Exercise instructions>
Output the full listing below exactly as it reads, and skip anything that is a picture.

Data excerpt>
begin
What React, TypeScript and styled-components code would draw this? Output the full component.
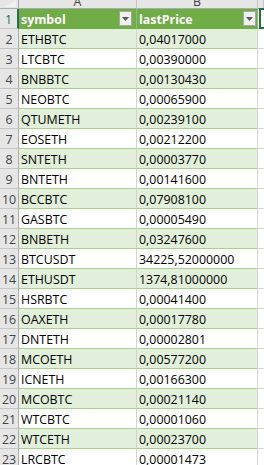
import React from 'react';
import styled, { createGlobalStyle } from 'styled-components';

const Global = createGlobalStyle`
  html, body { margin: 0; padding: 0; background: #ffffff; overflow: hidden; }
  body { font-family: "Open Sans", "Liberation Sans", sans-serif; }
`;

const data: [string, string][] = [
  ['ETHBTC', '0,04017000'],
  ['LTCBTC', '0,00390000'],
  ['BNBBTC', '0,00130430'],
  ['NEOBTC', '0,00065900'],
  ['QTUMETH', '0,00239100'],
  ['EOSETH', '0,00212200'],
  ['SNTETH', '0,00003770'],
  ['BNTETH', '0,00141600'],
  ['BCCBTC', '0,07908100'],
  ['GASBTC', '0,00005490'],
  ['BNBETH', '0,03247600'],
  ['BTCUSDT', '34225,52000000'],
  ['ETHUSDT', '1374,81000000'],
  ['HSRBTC', '0,00041400'],
  ['OAXETH', '0,00017780'],
  ['DNTETH', '0,00002801'],
  ['MCOETH', '0,00577200'],
  ['ICNETH', '0,00166300'],
  ['MCOBTC', '0,00021140'],
  ['WTCBTC', '0,00001060'],
  ['WTCETH', '0,00023700'],
  ['LRCBTC', '0,00001473'],
];

const Sheet = styled.div`
  display: grid;
  grid-template-columns: 19px 118px 121px 1fr;
  grid-template-rows: 9px;
  grid-auto-rows: 20px;
  width: 264px;
  height: 465px;
  overflow: hidden;
  font-family: "Open Sans", "Liberation Sans", sans-serif;
  font-size: 12.4px;
`;

const Corner = styled.div`
  position: relative;
  box-sizing: border-box;
  background: #e6e6e6;
  border-right: 1px solid #ababab;
  border-bottom: 1px solid #ababab;
  &::after {
    content: '';
    position: absolute;
    right: 2px;
    bottom: 1px;
    width: 0;
    height: 0;
    border-left: 11px solid transparent;
    border-bottom: 7px solid #f2f2f2;
  }
`;

const ColHead = styled.div`
  box-sizing: border-box;
  background: #e6e6e6;
  border-right: 1px solid #c6c6c6;
  border-bottom: 1px solid #ababab;
  color: #444444;
  display: flex;
  justify-content: center;
  align-items: flex-end;
  line-height: 12px;
  overflow: hidden;
`;

const RowHead = styled.div<{ $active?: boolean }>`
  box-sizing: border-box;
  background: #e6e6e6;
  border-right: ${(p) => (p.$active ? '2px solid #217346' : '1px solid #ababab')};
  border-bottom: 1px solid #c6c6c6;
  color: ${(p) => (p.$active ? '#217346' : '#444444')};
  display: flex;
  justify-content: center;
  align-items: flex-end;
  line-height: 14px;
  padding-bottom: 1px;
  overflow: hidden;
`;

type Tone = 'head' | 'band' | 'plain';

const Cell = styled.div<{ $tone: Tone }>`
  box-sizing: border-box;
  background: ${(p) => (p.$tone === 'head' ? '#70ad47' : p.$tone === 'band' ? '#e2efda' : '#ffffff')};
  border-right: 1px solid ${(p) => (p.$tone === 'head' ? '#8fbf6e' : '#d4d4d4')};
  border-bottom: 1px solid ${(p) => (p.$tone === 'head' ? '#70ad47' : '#a9d08e')};
  color: ${(p) => (p.$tone === 'head' ? '#ffffff' : '#000000')};
  font-weight: ${(p) => (p.$tone === 'head' ? 700 : 400)};
  display: flex;
  align-items: flex-end;
  justify-content: space-between;
  padding-left: 2px;
  padding-bottom: 1px;
  line-height: 14px;
  white-space: nowrap;
  overflow: hidden;
`;

const FilterButton = styled.div<{ $gap: number }>`
  box-sizing: border-box;
  align-self: center;
  flex: none;
  width: 13px;
  height: 15px;
  margin-right: ${(p) => p.$gap}px;
  margin-bottom: -1px;
  background: #f0f0f0;
  border: 1px solid #a6a6a6;
  display: flex;
  align-items: center;
  justify-content: center;
`;

const Outside = styled.div<{ $selected?: boolean }>`
  position: relative;
  box-sizing: border-box;
  background: #ffffff;
  border-bottom: 1px solid #d4d4d4;
  ${(p) =>
    p.$selected &&
    `
    &::before {
      content: '';
      position: absolute;
      top: -1px;
      bottom: -1px;
      left: 1px;
      right: -3px;
      border: 2px solid #217346;
    }
  `}
`;

const Arrow = () => (
  <svg width="7" height="4" viewBox="0 0 7 4">
    <polygon points="0,0 7,0 3.5,4" fill="#595959" />
  </svg>
);

export default function App() {
  return (
    <>
      <Global />
      <Sheet>
        <Corner />
        <ColHead>A</ColHead>
        <ColHead>B</ColHead>
        <ColHead />

        <RowHead $active>1</RowHead>
        <Cell $tone="head">
          <span>symbol</span>
          <FilterButton $gap={4}>
            <Arrow />
          </FilterButton>
        </Cell>
        <Cell $tone="head">
          <span>lastPrice</span>
          <FilterButton $gap={1}>
            <Arrow />
          </FilterButton>
        </Cell>
        <Outside $selected />

        {data.map(([sym, price], i) => {
          const tone: Tone = i % 2 === 0 ? 'band' : 'plain';
          return (
            <React.Fragment key={sym}>
              <RowHead>{i + 2}</RowHead>
              <Cell $tone={tone}>{sym}</Cell>
              <Cell $tone={tone}>{price}</Cell>
              <Outside />
            </React.Fragment>
          );
        })}
      </Sheet>
    </>
  );
}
end
The completed task>
What React, TypeScript and styled-components code would draw this? Output the full component.
import React from 'react';
import styled, { createGlobalStyle } from 'styled-components';

const Global = createGlobalStyle`
  html, body { margin: 0; padding: 0; background: #ffffff; overflow: hidden; }
  body { font-family: "Open Sans", "Liberation Sans", sans-serif; }
`;

const data: [string, string][] = [
  ['ETHBTC', '0,04017000'],
  ['LTCBTC', '0,00390000'],
  ['BNBBTC', '0,00130430'],
  ['NEOBTC', '0,00065900'],
  ['QTUMETH', '0,00239100'],
  ['EOSETH', '0,00212200'],
  ['SNTETH', '0,00003770'],
  ['BNTETH', '0,00141600'],
  ['BCCBTC', '0,07908100'],
  ['GASBTC', '0,00005490'],
  ['BNBETH', '0,03247600'],
  ['BTCUSDT', '34225,52000000'],
  ['ETHUSDT', '1374,81000000'],
  ['HSRBTC', '0,00041400'],
  ['OAXETH', '0,00017780'],
  ['DNTETH', '0,00002801'],
  ['MCOETH', '0,00577200'],
  ['ICNETH', '0,00166300'],
  ['MCOBTC', '0,00021140'],
  ['WTCBTC', '0,00001060'],
  ['WTCETH', '0,00023700'],
  ['LRCBTC', '0,00001473'],
];

const Sheet = styled.div`
  display: grid;
  grid-template-columns: 19px 118px 121px 1fr;
  grid-template-rows: 9px;
  grid-auto-rows: 20px;
  width: 264px;
  height: 465px;
  overflow: hidden;
  font-family: "Open Sans", "Liberation Sans", sans-serif;
  font-size: 12.4px;
`;

const Corner = styled.div`
  position: relative;
  box-sizing: border-box;
  background: #e6e6e6;
  border-right: 1px solid #ababab;
  border-bottom: 1px solid #ababab;
  &::after {
    content: '';
    position: absolute;
    right: 2px;
    bottom: 1px;
    width: 0;
    height: 0;
    border-left: 11px solid transparent;
    border-bottom: 7px solid #f2f2f2;
  }
`;

const ColHead = styled.div`
  box-sizing: border-box;
  background: #e6e6e6;
  border-right: 1px solid #c6c6c6;
  border-bottom: 1px solid #ababab;
  color: #444444;
  display: flex;
  justify-content: center;
  align-items: flex-end;
  line-height: 12px;
  overflow: hidden;
`;

const RowHead = styled.div<{ $active?: boolean }>`
  box-sizing: border-box;
  background: #e6e6e6;
  border-right: ${(p) => (p.$active ? '2px solid #217346' : '1px solid #ababab')};
  border-bottom: 1px solid #c6c6c6;
  color: ${(p) => (p.$active ? '#217346' : '#444444')};
  display: flex;
  justify-content: center;
  align-items: flex-end;
  line-height: 14px;
  padding-bottom: 1px;
  overflow: hidden;
`;

type Tone = 'head' | 'band' | 'plain';

const Cell = styled.div<{ $tone: Tone }>`
  box-sizing: border-box;
  background: ${(p) => (p.$tone === 'head' ? '#70ad47' : p.$tone === 'band' ? '#e2efda' : '#ffffff')};
  border-right: 1px solid ${(p) => (p.$tone === 'head' ? '#8fbf6e' : '#d4d4d4')};
  border-bottom: 1px solid ${(p) => (p.$tone === 'head' ? '#70ad47' : '#a9d08e')};
  color: ${(p) => (p.$tone === 'head' ? '#ffffff' : '#000000')};
  font-weight: ${(p) => (p.$tone === 'head' ? 700 : 400)};
  display: flex;
  align-items: flex-end;
  justify-content: space-between;
  padding-left: 2px;
  padding-bottom: 1px;
  line-height: 14px;
  white-space: nowrap;
  overflow: hidden;
`;

const FilterButton = styled.div<{ $gap: number }>`
  box-sizing: border-box;
  align-self: center;
  flex: none;
  width: 13px;
  height: 15px;
  margin-right: ${(p) => p.$gap}px;
  margin-bottom: -1px;
  background: #f0f0f0;
  border: 1px solid #a6a6a6;
  display: flex;
  align-items: center;
  justify-content: center;
`;

const Outside = styled.div<{ $selected?: boolean }>`
  position: relative;
  box-sizing: border-box;
  background: #ffffff;
  border-bottom: 1px solid #d4d4d4;
  ${(p) =>
    p.$selected &&
    `
    &::before {
      content: '';
      position: absolute;
      top: -1px;
      bottom: -1px;
      left: 1px;
      right: -3px;
      border: 2px solid #217346;
    }
  `}
`;

const Arrow = () => (
  <svg width="7" height="4" viewBox="0 0 7 4">
    <polygon points="0,0 7,0 3.5,4" fill="#595959" />
  </svg>
);

export default function App() {
  return (
    <>
      <Global />
      <Sheet>
        <Corner />
        <ColHead>A</ColHead>
        <ColHead>B</ColHead>
        <ColHead />

        <RowHead $active>1</RowHead>
        <Cell $tone="head">
          <span>symbol</span>
          <FilterButton $gap={4}>
            <Arrow />
          </FilterButton>
        </Cell>
        <Cell $tone="head">
          <span>lastPrice</span>
          <FilterButton $gap={1}>
            <Arrow />
          </FilterButton>
        </Cell>
        <Outside $selected />

        {data.map(([sym, price], i) => {
          const tone: Tone = i % 2 === 0 ? 'band' : 'plain';
          return (
            <React.Fragment key={sym}>
              <RowHead>{i + 2}</RowHead>
              <Cell $tone={tone}>{sym}</Cell>
              <Cell $tone={tone}>{price}</Cell>
              <Outside />
            </React.Fragment>
          );
        })}
      </Sheet>
    </>
  );
}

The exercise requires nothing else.